Written task: Skip the pictures and repeat each line of the data exactly.
begin
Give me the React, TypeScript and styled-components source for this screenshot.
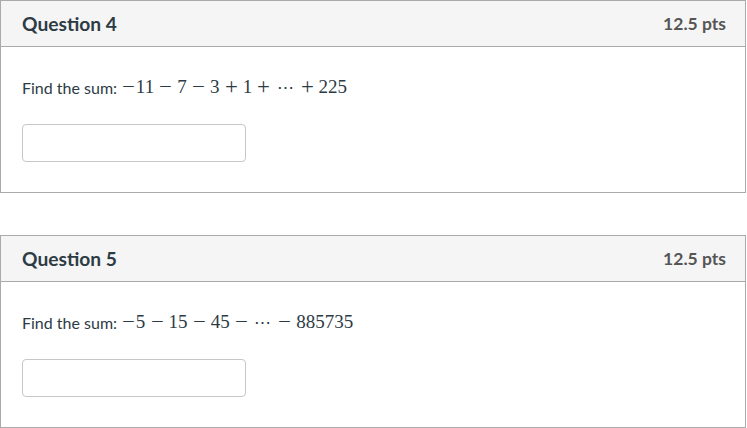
import styled, { createGlobalStyle } from 'styled-components'

const GlobalStyle = createGlobalStyle`
  html, body {
    margin: 0;
    padding: 0;
    background: #ffffff;
  }
  body {
    font-family: Lato, "Open Sans", sans-serif;
    color: #2d3b45;
  }
`

const Page = styled.div`
  width: 746px;
  display: flex;
  flex-direction: column;
  gap: 42px;
`

const Card = styled.section`
  border: 1px solid #aaaaaa;
  background: #ffffff;
`

const Header = styled.div`
  height: 45px;
  display: flex;
  align-items: center;
  justify-content: space-between;
  padding: 0 19px 0 21px;
  background: #f5f5f5;
  border-bottom: 1px solid #aaaaaa;
`

const Title = styled.h2`
  margin: 0;
  font-size: 19.2px;
  font-weight: 700;
  color: #2d3b45;
`

const Points = styled.div`
  font-size: 17.5px;
  font-weight: 700;
  color: #555555;
`

const Body = styled.div`
  display: flex;
  flex-direction: column;
  align-items: flex-start;
  gap: 24px;
  padding: 28px 21px 30px;
`

const Prompt = styled.div`
  height: 24px;
  margin-bottom: 1px;
  display: flex;
  align-items: center;
  font-size: 16px;
  white-space: nowrap;
`

const Math = styled.span`
  font-family: "Liberation Serif", "DejaVu Serif", serif;
  font-size: 19px;
  margin-left: 4px;
  display: inline-flex;
  align-items: baseline;
  color: #2d3b45;
`

const Op = styled.span<{ $unary?: boolean }>`
  display: inline-block;
  width: 0.778em;
  text-align: center;
  margin: ${p => (p.$unary ? '0' : '0 0.222em')};
`

// the serif minus and plus are smaller than the TeX ones, so stretch them
const Glyph = styled.span<{ $scale: string }>`
  display: inline-block;
  transform: ${p => p.$scale};
`

const Dots = styled.span`
  display: inline-block;
  width: 1.172em;
  text-align: center;
  font-family: "DejaVu Serif", serif;
  font-size: 0.9em;
`

const AnswerInput = styled.input`
  width: 224px;
  height: 38px;
  box-sizing: border-box;
  border: 1px solid #c7c7c7;
  border-radius: 4px;
  background: #ffffff;
  font-family: Lato, sans-serif;
  font-size: 16px;
  padding: 0 10px;
`

type Term = { kind: 'num' | 'op' | 'dots' | 'neg'; value?: string }

const questions: { title: string; points: string; terms: Term[] }[] = [
  {
    title: 'Question 4',
    points: '12.5 pts',
    terms: [
      { kind: 'neg', value: '−' },
      { kind: 'num', value: '11' },
      { kind: 'op', value: '−' },
      { kind: 'num', value: '7' },
      { kind: 'op', value: '−' },
      { kind: 'num', value: '3' },
      { kind: 'op', value: '+' },
      { kind: 'num', value: '1' },
      { kind: 'op', value: '+' },
      { kind: 'dots' },
      { kind: 'op', value: '+' },
      { kind: 'num', value: '225' }
    ]
  },
  {
    title: 'Question 5',
    points: '12.5 pts',
    terms: [
      { kind: 'neg', value: '−' },
      { kind: 'num', value: '5' },
      { kind: 'op', value: '−' },
      { kind: 'num', value: '15' },
      { kind: 'op', value: '−' },
      { kind: 'num', value: '45' },
      { kind: 'op', value: '−' },
      { kind: 'dots' },
      { kind: 'op', value: '−' },
      { kind: 'num', value: '885735' }
    ]
  }
]

function renderTerm (t: Term, i: number) {
  if (t.kind === 'dots') return <Dots key={i}>⋯</Dots>
  if (t.kind === 'num') return <span key={i}>{t.value}</span>
  const scale = t.value === '−' ? 'scaleX(1.2)' : 'scale(1.2)'
  return (
    <Op key={i} $unary={t.kind === 'neg'}>
      <Glyph $scale={scale}>{t.value}</Glyph>
    </Op>
  )
}

export default function App () {
  return (
    <>
      <GlobalStyle />
      <Page>
        {questions.map(q => (
          <Card key={q.title}>
            <Header>
              <Title>{q.title}</Title>
              <Points>{q.points}</Points>
            </Header>
            <Body>
              <Prompt>
                Find the sum:
                <Math>{q.terms.map(renderTerm)}</Math>
              </Prompt>
              <AnswerInput type='text' aria-label={`${q.title} answer`} />
            </Body>
          </Card>
        ))}
      </Page>
    </>
  )
}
end
Reply:
Give me the React, TypeScript and styled-components source for this screenshot.
import styled, { createGlobalStyle } from 'styled-components'

const GlobalStyle = createGlobalStyle`
  html, body {
    margin: 0;
    padding: 0;
    background: #ffffff;
  }
  body {
    font-family: Lato, "Open Sans", sans-serif;
    color: #2d3b45;
  }
`

const Page = styled.div`
  width: 746px;
  display: flex;
  flex-direction: column;
  gap: 42px;
`

const Card = styled.section`
  border: 1px solid #aaaaaa;
  background: #ffffff;
`

const Header = styled.div`
  height: 45px;
  display: flex;
  align-items: center;
  justify-content: space-between;
  padding: 0 19px 0 21px;
  background: #f5f5f5;
  border-bottom: 1px solid #aaaaaa;
`

const Title = styled.h2`
  margin: 0;
  font-size: 19.2px;
  font-weight: 700;
  color: #2d3b45;
`

const Points = styled.div`
  font-size: 17.5px;
  font-weight: 700;
  color: #555555;
`

const Body = styled.div`
  display: flex;
  flex-direction: column;
  align-items: flex-start;
  gap: 24px;
  padding: 28px 21px 30px;
`

const Prompt = styled.div`
  height: 24px;
  margin-bottom: 1px;
  display: flex;
  align-items: center;
  font-size: 16px;
  white-space: nowrap;
`

const Math = styled.span`
  font-family: "Liberation Serif", "DejaVu Serif", serif;
  font-size: 19px;
  margin-left: 4px;
  display: inline-flex;
  align-items: baseline;
  color: #2d3b45;
`

const Op = styled.span<{ $unary?: boolean }>`
  display: inline-block;
  width: 0.778em;
  text-align: center;
  margin: ${p => (p.$unary ? '0' : '0 0.222em')};
`

// the serif minus and plus are smaller than the TeX ones, so stretch them
const Glyph = styled.span<{ $scale: string }>`
  display: inline-block;
  transform: ${p => p.$scale};
`

const Dots = styled.span`
  display: inline-block;
  width: 1.172em;
  text-align: center;
  font-family: "DejaVu Serif", serif;
  font-size: 0.9em;
`

const AnswerInput = styled.input`
  width: 224px;
  height: 38px;
  box-sizing: border-box;
  border: 1px solid #c7c7c7;
  border-radius: 4px;
  background: #ffffff;
  font-family: Lato, sans-serif;
  font-size: 16px;
  padding: 0 10px;
`

type Term = { kind: 'num' | 'op' | 'dots' | 'neg'; value?: string }

const questions: { title: string; points: string; terms: Term[] }[] = [
  {
    title: 'Question 4',
    points: '12.5 pts',
    terms: [
      { kind: 'neg', value: '−' },
      { kind: 'num', value: '11' },
      { kind: 'op', value: '−' },
      { kind: 'num', value: '7' },
      { kind: 'op', value: '−' },
      { kind: 'num', value: '3' },
      { kind: 'op', value: '+' },
      { kind: 'num', value: '1' },
      { kind: 'op', value: '+' },
      { kind: 'dots' },
      { kind: 'op', value: '+' },
      { kind: 'num', value: '225' }
    ]
  },
  {
    title: 'Question 5',
    points: '12.5 pts',
    terms: [
      { kind: 'neg', value: '−' },
      { kind: 'num', value: '5' },
      { kind: 'op', value: '−' },
      { kind: 'num', value: '15' },
      { kind: 'op', value: '−' },
      { kind: 'num', value: '45' },
      { kind: 'op', value: '−' },
      { kind: 'dots' },
      { kind: 'op', value: '−' },
      { kind: 'num', value: '885735' }
    ]
  }
]

function renderTerm (t: Term, i: number) {
  if (t.kind === 'dots') return <Dots key={i}>⋯</Dots>
  if (t.kind === 'num') return <span key={i}>{t.value}</span>
  const scale = t.value === '−' ? 'scaleX(1.2)' : 'scale(1.2)'
  return (
    <Op key={i} $unary={t.kind === 'neg'}>
      <Glyph $scale={scale}>{t.value}</Glyph>
    </Op>
  )
}

export default function App () {
  return (
    <>
      <GlobalStyle />
      <Page>
        {questions.map(q => (
          <Card key={q.title}>
            <Header>
              <Title>{q.title}</Title>
              <Points>{q.points}</Points>
            </Header>
            <Body>
              <Prompt>
                Find the sum:
                <Math>{q.terms.map(renderTerm)}</Math>
              </Prompt>
              <AnswerInput type='text' aria-label={`${q.title} answer`} />
            </Body>
          </Card>
        ))}
      </Page>
    </>
  )
}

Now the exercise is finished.